EncodeWithDistribution(Tensor<T>)

Encodes and returns both mean and log variance (for training).

(Tensor<T> Mean, Tensor<T> LogVariance) EncodeWithDistribution(Tensor<T> image)

Parameters

image Tensor<T>

The input image tensor [batch, channels, height, width].

Returns

(Tensor<T> grad1, Tensor<T> grad2)

Tuple of (mean, logVariance) tensors.

Remarks

Used during VAE training where we need both the mean and variance for computing the KL divergence loss.

Sample(Tensor<T>, Tensor<T>, int?)

Samples from the latent distribution using the reparameterization trick.

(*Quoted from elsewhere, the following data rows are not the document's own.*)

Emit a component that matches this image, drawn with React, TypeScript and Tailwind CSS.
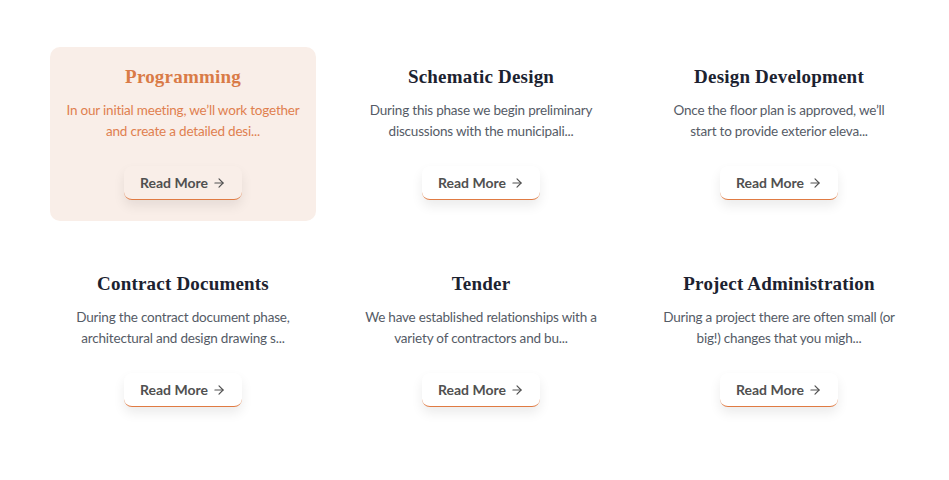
import { ArrowRight } from 'lucide-react';

const PHASES = [
  {
    title: 'Programming',
    lines: ['In our initial meeting, we\u2019ll work together', 'and create a detailed desi...'],
    active: true,
  },
  {
    title: 'Schematic Design',
    lines: ['During this phase we begin preliminary', 'discussions with the municipali...'],
  },
  {
    title: 'Design Development',
    lines: ['Once the floor plan is approved, we\u2019ll', 'start to provide exterior eleva...'],
  },
  {
    title: 'Contract Documents',
    lines: ['During the contract document phase,', 'architectural and design drawing s...'],
  },
  {
    title: 'Tender',
    lines: ['We have established relationships with a', 'variety of contractors and bu...'],
  },
  {
    title: 'Project Administration',
    lines: ['During a project there are often small (or', 'big!) changes that you migh...'],
  },
];

function PhaseCard({ title, lines, active }: { title: string; lines: string[]; active?: boolean }) {
  return (
    <div
      className={
        active
          ? 'flex h-[174px] flex-col items-center rounded-[10px] bg-[#f9eee8] pt-[18px] text-center'
          : 'flex h-[174px] flex-col items-center rounded-[10px] pt-[18px] text-center'
      }
    >
      <h3
        className={
          active
            ? "font-['Liberation_Serif',serif] text-[19px] font-bold leading-[24px] tracking-[0.2px] text-[#d97b47]"
            : "font-['Liberation_Serif',serif] text-[19px] font-bold leading-[24px] tracking-[0.2px] text-[#1c2230]"
        }
      >
        {title}
      </h3>
      <p
        className={
          active
            ? "mt-[11px] whitespace-nowrap font-['Lato',sans-serif] text-[13.5px] leading-[21px] tracking-[-0.2px] text-[#e0804f]"
            : "mt-[11px] whitespace-nowrap font-['Lato',sans-serif] text-[13.5px] leading-[21px] tracking-[-0.2px] text-[#555b66]"
        }
      >
        {lines[0]}
        <br />
        {lines[1]}
      </p>
      <button
        className={
          active
            ? "mt-[24px] flex h-[34px] w-[118px] items-center justify-center gap-1 rounded-[8px] border-b border-[#e07b43] bg-[#f9eee8] font-['Lato',sans-serif] text-[14px] font-bold text-[#505050] shadow-[0_6px_12px_rgba(0,0,0,0.08)]"
            : "mt-[24px] flex h-[34px] w-[118px] items-center justify-center gap-1 rounded-[8px] border-b border-[#e07b43] bg-white font-['Lato',sans-serif] text-[14px] font-bold text-[#505050] shadow-[0_6px_12px_rgba(0,0,0,0.08)]"
        }
      >
        Read More
        <ArrowRight size={14} strokeWidth={2} />
      </button>
    </div>
  );
}

export default function App() {
  return (
    <div className="min-h-[480px] bg-white pl-[50px] pr-[37px] pt-[47px]">
      <div className="grid grid-cols-3 gap-x-8 gap-y-[33px]">
        {PHASES.map((p) => (
          <PhaseCard key={p.title} {...p} />
        ))}
      </div>
    </div>
  );
}
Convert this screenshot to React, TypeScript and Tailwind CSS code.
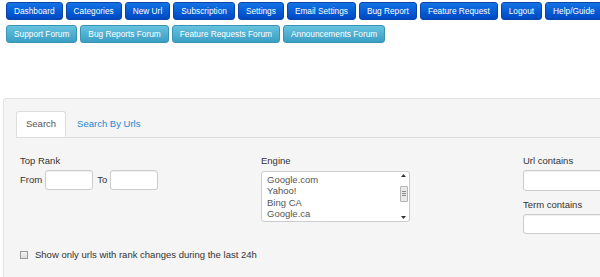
import React from 'react'

const mainNav = [
  'Dashboard',
  'Categories',
  'New Url',
  'Subscription',
  'Settings',
  'Email Settings',
  'Bug Report',
  'Feature Request',
  'Logout',
  'Help/Guide'
]

const forumNav = [
  'Support Forum',
  'Bug Reports Forum',
  'Feature Requests Forum',
  'Announcements Forum'
]

const engines = ['Google.com', 'Yahoo!', 'Bing CA', 'Google.ca']

const NavButton = ({ label, kind }: { label: string; kind: 'primary' | 'info' }) => (
  <a
    href="#"
    className={
      kind === 'primary'
        ? 'flex h-[18px] shrink-0 items-center rounded-[3px] border border-[#0b45a8] bg-linear-to-b from-[#1473e6] to-[#0048c4] px-[7px] text-[8.3px] text-white'
        : 'flex h-[18px] shrink-0 items-center rounded-[3px] border border-[#3b93b3] bg-linear-to-b from-[#66c3df] to-[#3a9ec4] px-[7px] text-[8.3px] text-white'
    }
  >
    {label}
  </a>
)

const TextInput = ({ className }: { className: string }) => (
  <input
    type="text"
    className={
      'h-[20px] rounded-[3px] border border-[#cccccc] bg-white shadow-[inset_0_1px_1px_rgba(0,0,0,0.07)] ' +
      className
    }
  />
)

export default function App() {
  return (
    <div className="h-[277px] w-[600px] overflow-hidden bg-white font-['Liberation_Sans',Arial,sans-serif] text-[#333]">
      <div className="flex flex-col gap-[5px] pl-[6px] pt-[2px]">
        <div className="flex gap-[3px]">
          {mainNav.map((item) => (
            <NavButton key={item} label={item} kind="primary" />
          ))}
        </div>
        <div className="flex gap-[3px]">
          {forumNav.map((item) => (
            <NavButton key={item} label={item} kind="info" />
          ))}
        </div>
      </div>

      <div className="ml-[3px] mt-[55px] w-[640px] rounded-[3px] border border-[#e3e3e3] bg-[#f5f5f5] pl-[12px] pt-[12px] text-[9.5px]">
        <div className="flex border-b border-[#dddddd]">
          <div className="-mb-px flex h-[26px] items-center rounded-t-[3px] border border-[#dddddd] border-b-transparent bg-white px-[9px] text-[#555]">
            Search
          </div>
          <div className="ml-[2px] flex h-[26px] items-center px-[9px] text-[#1a87d0]">
            Search By Urls
          </div>
        </div>

        <div className="grid grid-cols-[241px_262px_1fr] pl-[4px] pt-[16px]">
          <div>
            <div className="mb-[3px] leading-[13px]">Top Rank</div>
            <div className="flex items-center">
              <span>From</span>
              <TextInput className="ml-[3px] w-[48px]" />
              <span className="ml-[4px]">To</span>
              <TextInput className="ml-[3px] w-[48px]" />
            </div>
          </div>

          <div>
            <div className="mb-[4px] leading-[13px]">Engine</div>
            <div className="flex h-[51px] w-[149px] rounded-[3px] border border-[#cccccc] bg-white">
              <div className="flex-1 pl-[5px] pt-[2px] text-[#555] leading-[11.3px]">
                {engines.map((e) => (
                  <div key={e}>{e}</div>
                ))}
              </div>
              <div className="flex w-[11px] flex-col items-center justify-between py-[2px]">
                <svg width="5" height="3" viewBox="0 0 5 3">
                  <path d="M2.5 0 L5 3 L0 3 Z" fill="#333" />
                </svg>
                <div className="-mt-[6px] flex h-[16px] w-[8px] flex-col items-center justify-center gap-[1px] rounded-[1px] border border-[#b5b5b5] bg-[#e9e9e9]">
                  <div className="h-px w-[4px] bg-[#888]" />
                  <div className="h-px w-[4px] bg-[#888]" />
                  <div className="h-px w-[4px] bg-[#888]" />
                </div>
                <svg width="5" height="3" viewBox="0 0 5 3">
                  <path d="M0 0 L5 0 L2.5 3 Z" fill="#333" />
                </svg>
              </div>
            </div>
          </div>

          <div>
            <div className="mb-[3px] leading-[13px]">Url contains</div>
            <TextInput className="h-[21px] w-[100px]" />
            <div className="mb-[3px] mt-[7px] leading-[13px]">Term contains</div>
            <TextInput className="w-[100px]" />
          </div>
        </div>

        <label className="ml-[4px] mt-[14px] flex items-center gap-[7px]">
          <span className="h-[8px] w-[8px] border border-[#999] bg-linear-to-b from-[#f4f4f4] to-[#dcdcdc]" />
          <span>Show only urls with rank changes during the last 24h</span>
        </label>
        <div className="h-[40px]" />
      </div>
    </div>
  )
}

Tensor<T> Sample(Tensor<T> mean, Tensor<T> logVariance, int? seed = null)

Parameters

mean Tensor<T>

The mean of the latent distribution.

logVariance Tensor<T>

The log variance of the latent distribution.

seed int?

Optional random seed for reproducibility.

Returns

Tensor<T>

A sample from the distribution: mean + std * epsilon.

Remarks

The reparameterization trick allows gradients to flow through the sampling operation: z = mean + exp(0.5 * logVariance) * epsilon, where epsilon ~ N(0, 1)

ScaleLatent(Tensor<T>)

Scales latent values for use in diffusion (applies LatentScaleFactor).

Tensor<T> ScaleLatent(Tensor<T> latent)

Parameters

latent Tensor<T>

The raw latent from encoding.

Returns

Tensor<T>

Scaled latent values.

Remarks

Multiplies by LatentScaleFactor to normalize the latent distribution. This is necessary because VAE latents have a specific variance that diffusion models expect to be normalized.

SetSlicingEnabled(bool)

Enables or disables slicing mode.

void SetSlicingEnabled(bool enabled)

Parameters

enabled bool

Whether to enable slicing.

SetTilingEnabled(bool)

Enables or disables tiling mode.

void SetTilingEnabled(bool enabled)

Parameters

enabled bool

Whether to enable tiling.

UnscaleLatent(Tensor<T>)

Unscales latent values before decoding (inverts LatentScaleFactor).

Tensor<T> UnscaleLatent(Tensor<T> latent)

Parameters

latent Tensor<T>

The scaled latent from diffusion.

Returns

Tensor<T>

Unscaled latent values ready for decoding.

Remarks

Divides by LatentScaleFactor to reverse the scaling before decoding.